A gook was a piece of protective headgear worn by bal maidens (female manual labourers in the mining industries of Cornwall and Devon). [1] The gook was a bonnet which covered the head and projected forward over the face, to protect the wearer's head and face from sunlight and flying debris. [1] [2] Bal maidens often worked outdoors or in very crude surface-level shelters, [3] and the gook also gave protection from extreme weather conditions. [1] By covering the ears, gooks protected the ears from the noisy industrial environment. [1]

Contents

While there was some regional variation in style, gooks would generally be tied under the chin and around the neck, and fall loose from the neck over the shoulders to protect the shoulders and upper arms. [4] In bright sunlight, the wearer would sometimes pin the gook across her face, leaving only the eyes exposed. [4] Gooks for use in winter were made of felt or padded cotton with cardboard stiffening to allow the top to project forward over the face, and in summer of cotton. [4] Although gooks were traditionally white in colour, the lightweight summer gooks were sometimes made of bright cotton prints. [4]

In the 19th century bal maidens began to wear straw hats in summer instead of cotton gooks. [1] By the end of the 19th century, these straw bonnets had largely replaced the gook year-round. [5] By this time the Cornish mining industry was in terminal decline, and very few bal maidens remained in employment. [6]

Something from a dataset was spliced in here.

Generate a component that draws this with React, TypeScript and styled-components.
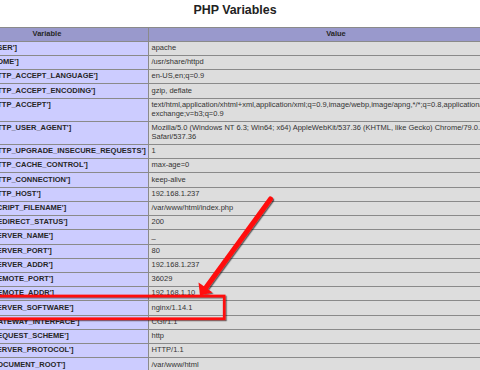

Bal maidens in gooks and protective clothing, 1858 SpallingLge cropped.jpg
Bal maidens in gooks and protective clothing, 1858

When some bal maidens were re-hired to work in a temporarily expanded mining industry during the First World War (1914–18), traditional clothing was abandoned and gooks were largely replaced by more practical wool or fur hats. [5] Gooks did not die out completely, and records exist of at least some bal maidens continuing to wear the gook until the early 1920s. [5]

In 1921 Dolcoath, the last mine in Cornwall to employ female manual labourers, was closed, and the use of bal maidens ceased. [6] [7] [lower-alpha 1] Although some female manual labourers were employed by the mines in the 1940s and early 1950s owing to labour shortages caused by the Second World War, [8] [9] and a very limited number of female workers were employed after the Sex Discrimination Act 1975 ended the policy of recruiting only men for underground work in the few surviving mines, [10] these women wore practical clothing similar to those of male workers. [5] In 1998 Cornwall's last surviving tin mine at South Crofty closed, bringing mining in Devon and Cornwall to an end. [11] [lower-alpha 2]

See also

Notes

  1. The end of the use of bal maidens did not mean the end of female workers in those mines that survived; women continued to work in administrative roles until the final collapse of the Cornish mining industry in the late 20th century. See Mayers, Dangerous Place, p. 30 and Mayers, Bal Maidens, p. 164.
  2. As of July 2012 plans were being made to reopen some Cornish metal mines, as rising prices had made Cornish mining economically viable again. See Gallacher.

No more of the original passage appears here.